Bitcoin ve Blockchain: Merkeziyetsiz Finansın Doğuşu (2008 - Günümüz)

Bitcoin, ilk merkeziyetsiz dijital para birimi olarak 2008 yılında yine bir Cypherpunk olan Satoshi Nakamoto takma adını kullanan bir kişi ya da grup tarafından tanıtıldı. Eşler arası (P2P) bitcoin ağındaki düğümler, işlemleri kriptografi yoluyla doğrular ve bunları, merkezi bir denetim olmaksızın blokzincir olarak adlandırılan kamuya açık bir dağıtık deftere kaydeder. Düğümler arasında mutabakat, bitcoin blokzincirinin güvenliğini garanti eden, iş kanıtına dayalı ve hesaplama açısından yoğun bir süreç olan madencilik yöntemiyle sağlanır.

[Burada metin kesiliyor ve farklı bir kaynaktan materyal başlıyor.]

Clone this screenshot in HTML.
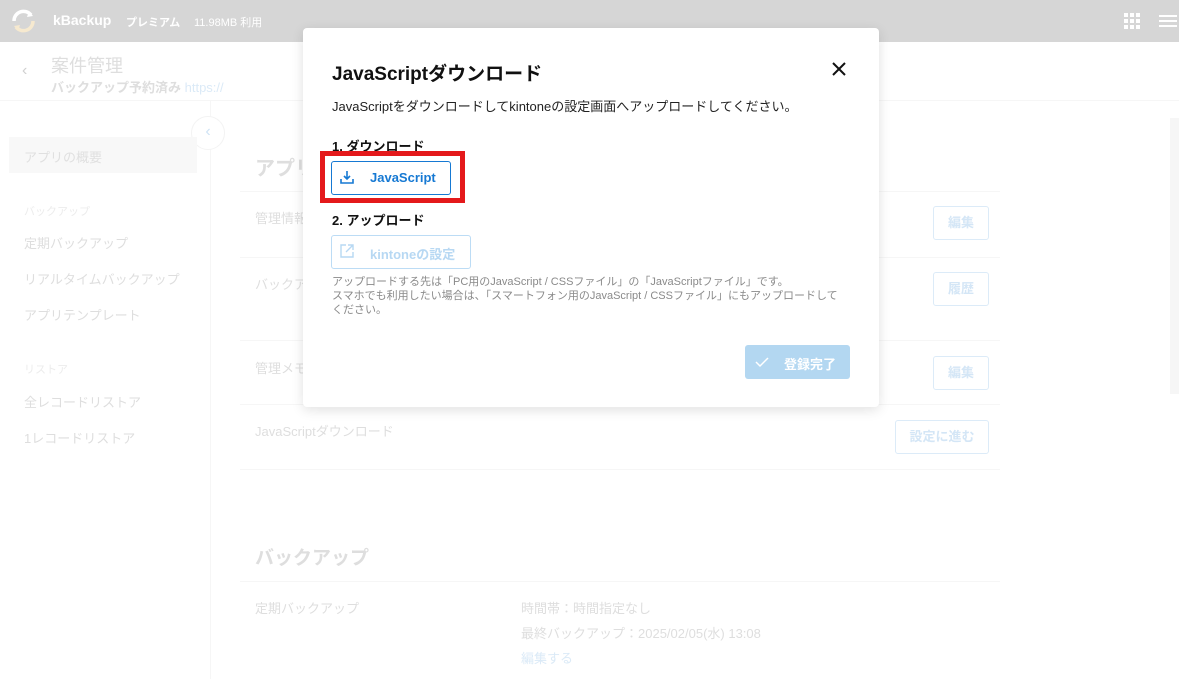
<!DOCTYPE html>
<html><head><meta charset="utf-8"><style>
*{margin:0;padding:0;box-sizing:border-box}
body{width:1179px;height:679px;overflow:hidden;background:#fff;font-family:"Liberation Sans","Noto Sans CJK JP",sans-serif;position:relative}
.a{position:absolute;white-space:nowrap}
.hd{position:absolute;left:0;top:0;width:1179px;height:42px;background:#d6d6d6}
.g{color:#dedede}
.line{position:absolute;height:1px;background:#f6f6f6}
.ob{position:absolute;border:1px solid #dcebf8;border-radius:3px;color:#d4e6f6;font-size:13px;font-weight:bold;text-align:center}
.modal{position:absolute;left:303px;top:28px;width:576px;height:379px;background:#fff;border-radius:4px;box-shadow:0 3px 12px rgba(0,0,0,.12)}
</style></head><body>
<div class="hd"></div>
<svg class="a" style="left:10px;top:9px" width="27" height="24" viewBox="0 0 27 24"><path d="M4 12a9.5 9.5 0 0 1 17-6" stroke="#fff" stroke-width="3.5" fill="none"/><path d="M23 12a9.5 9.5 0 0 1-17 6" stroke="#f6e9cf" stroke-width="3.5" fill="none"/><path d="M19 2l4 5-6 1z" fill="#fff"/><path d="M8 22l-4-5 6-1z" fill="#f6e9cf"/></svg>
<div class="a" style="left:53px;top:12px;color:#fff;font-size:14px;font-weight:bold">kBackup</div>
<div class="a" style="left:126px;top:14px;color:#fff;font-size:11px;font-weight:bold">プレミアム</div>
<div class="a" style="left:194px;top:14px;color:#fff;font-size:11px">11.98MB 利用</div>
<svg class="a" style="left:1124px;top:13px" width="16" height="16"><g fill="#fff"><rect x="0" y="0" width="4" height="4"/><rect x="6" y="0" width="4" height="4"/><rect x="12" y="0" width="4" height="4"/><rect x="0" y="6" width="4" height="4"/><rect x="6" y="6" width="4" height="4"/><rect x="12" y="6" width="4" height="4"/><rect x="0" y="12" width="4" height="4"/><rect x="6" y="12" width="4" height="4"/><rect x="12" y="12" width="4" height="4"/></g></svg>
<svg class="a" style="left:1159px;top:15px" width="18" height="12"><g stroke="#fff" stroke-width="2"><line x1="0" y1="1" x2="18" y2="1"/><line x1="0" y1="6" x2="18" y2="6"/><line x1="0" y1="11" x2="18" y2="11"/></g></svg>
<div class="a" style="left:22px;top:62px;color:#d0d0d0;font-size:16px">‹</div>
<div class="a g" style="left:51px;top:52px;font-size:18px">案件管理</div>
<div class="a g" style="left:51px;top:77px;font-size:13px;font-weight:bold">バックアップ予約済み <span style="color:#dbeaf7;font-weight:normal">https://</span></div>
<div class="line" style="left:0;top:100px;width:1179px"></div>
<div class="a" style="left:210px;top:100px;width:1px;height:579px;background:#f6f6f6"></div>
<div class="a" style="left:191px;top:116px;width:34px;height:34px;border-radius:50%;border:1px solid #f3f3f3;background:#fff;color:#cfe3f5;font-size:16px;text-align:center;line-height:30px">‹</div>
<div class="a" style="left:9px;top:137px;width:188px;height:36px;background:#f8f8f8"></div>
<div class="a" style="left:24px;top:147px;font-size:13px;color:#e0e0e0">アプリの概要</div>
<div class="a" style="left:24px;top:203px;font-size:11px;color:#ececec">バックアップ</div>
<div class="a g" style="left:24px;top:233px;font-size:13px">定期バックアップ</div>
<div class="a g" style="left:24px;top:269px;font-size:13px">リアルタイムバックアップ</div>
<div class="a g" style="left:24px;top:305px;font-size:13px">アプリテンプレート</div>
<div class="a" style="left:24px;top:361px;font-size:11px;color:#ececec">リストア</div>
<div class="a g" style="left:24px;top:392px;font-size:13px">全レコードリストア</div>
<div class="a g" style="left:24px;top:428px;font-size:13px">1レコードリストア</div>
<div class="a g" style="left:255px;top:152px;font-size:20px;font-weight:bold">アプリ</div>
<div class="line" style="left:240px;top:191px;width:760px"></div>
<div class="a g" style="left:255px;top:208px;font-size:13px">管理情報</div>
<div class="line" style="left:240px;top:257px;width:760px"></div>
<div class="a g" style="left:255px;top:274px;font-size:13px">バックア</div>
<div class="line" style="left:240px;top:340px;width:760px"></div>
<div class="a g" style="left:255px;top:358px;font-size:13px">管理メモ</div>
<div class="line" style="left:240px;top:404px;width:760px"></div>
<div class="ob" style="left:933px;top:206px;width:56px;height:34px;line-height:32px">編集</div>
<div class="ob" style="left:933px;top:272px;width:56px;height:34px;line-height:32px">履歴</div>
<div class="ob" style="left:933px;top:356px;width:56px;height:34px;line-height:32px">編集</div>
<div class="ob" style="left:895px;top:420px;width:94px;height:34px;line-height:32px">設定に進む</div>
<div class="a g" style="left:255px;top:421px;font-size:13px">JavaScriptダウンロード</div>
<div class="line" style="left:240px;top:469px;width:760px"></div>
<div class="a g" style="left:255px;top:543px;font-size:19px;font-weight:bold">バックアップ</div>
<div class="line" style="left:240px;top:581px;width:760px"></div>
<div class="a g" style="left:255px;top:598px;font-size:13px">定期バックアップ</div>
<div class="a g" style="left:521px;top:598px;font-size:13px">時間帯：時間指定なし</div>
<div class="a g" style="left:521px;top:623px;font-size:13px">最終バックアップ：2025/02/05(水) 13:08</div>
<div class="a" style="left:521px;top:648px;font-size:13px;color:#dbeaf7">編集する</div>
<div class="a" style="left:1170px;top:118px;width:9px;height:276px;background:#f6f6f6"></div>

<div class="modal">
<div class="a" style="left:29px;top:31px;font-size:19px;font-weight:bold;color:#111">JavaScriptダウンロード</div>
<svg class="a" style="left:529px;top:34px" width="14" height="14"><path d="M1 1L13 13M13 1L1 13" stroke="#111" stroke-width="2"/></svg>
<div class="a" style="left:29px;top:68px;font-size:13px;color:#222">JavaScriptをダウンロードしてkintoneの設定画面へアップロードしてください。</div>
<div class="a" style="left:29px;top:108px;font-size:13px;font-weight:bold;color:#111">1. ダウンロード</div>
<div class="a" style="left:17px;top:123px;width:145px;height:52px;border:5px solid #e4191b"></div>
<div class="a" style="left:28px;top:133px;width:120px;height:34px;border:1px solid #1679d3;border-radius:3px"></div>
<svg class="a" style="left:37px;top:142px" width="14" height="14"><path d="M7 1v8M4 6l3 3 3-3M1 9v4h12V9" stroke="#1679d3" stroke-width="1.6" fill="none"/></svg>
<div class="a" style="left:67px;top:142px;font-size:13px;font-weight:bold;color:#1679d3">JavaScript</div>
<div class="a" style="left:29px;top:182px;font-size:13px;font-weight:bold;color:#111">2. アップロード</div>
<div class="a" style="left:28px;top:207px;width:140px;height:34px;border:1px solid #bcdcf5;border-radius:3px"></div>
<svg class="a" style="left:37px;top:216px" width="14" height="14"><path d="M6 1H1v12h12V8M8 1h5v5M13 1L6 8" stroke="#b7d8f3" stroke-width="1.4" fill="none"/></svg>
<div class="a" style="left:67px;top:216px;font-size:13px;font-weight:bold;color:#b7d8f3">kintoneの設定</div>
<div class="a" style="left:29px;top:247px;font-size:11px;line-height:14px;color:#8a8a8a;white-space:normal;width:512px">アップロードする先は「PC用のJavaScript / CSSファイル」の「JavaScriptファイル」です。<br>スマホでも利用したい場合は、「スマートフォン用のJavaScript / CSSファイル」にもアップロードしてください。</div>
<div class="a" style="left:442px;top:317px;width:105px;height:34px;background:#b3d7f1;border-radius:3px"></div>
<svg class="a" style="left:452px;top:328px" width="14" height="12"><path d="M1 6l4 4 8-8" stroke="#fff" stroke-width="1.5" fill="none"/></svg>
<div class="a" style="left:481px;top:326px;font-size:13px;font-weight:bold;color:#fff">登録完了</div>
</div>
</body></html>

Bitcoin'den önce, 1990'larda David Chaum'un elektronik parasıyla başlayan çeşitli dijital nakit teknolojileri piyasaya sürüldü. Hesaplamalı bulmacaların çözümlerinin bir değere sahip olabileceği fikri ilk olarak 1992 yılında kriptograflar Cynthia Dwork ve Moni Naor tarafından önerildi. Konsept, 1997'de spam kontrolü için bir çalışma kanıtı programı (proof-of-work) olan Hashcash'i geliştiren Adam Back tarafından bağımsız olarak yeniden keşfedildi. 

Dağıtılmış dijital kıtlık temelli kripto para birimleri için ilk öneriler 1998'de Cypherpunklar Wei Dai (b-money) ve Nick Szabo'dan (bit gold) geldi. 2004 yılında Hal Finney, yeniden kullanılabilir iş kanıtına dayalı ilk para birimini geliştirdi ancak bu girişimler başarılı olmadı. Chaum'un konsepti, merkezi kontrol gerektiriyordu ve hiçbir banka imza atmak istemiyordu, Hashcash'in çifte harcamaya karşı koruması yoktu, b-money ve bit gold ise Sybil saldırılarına karşı dayanıklı değildi.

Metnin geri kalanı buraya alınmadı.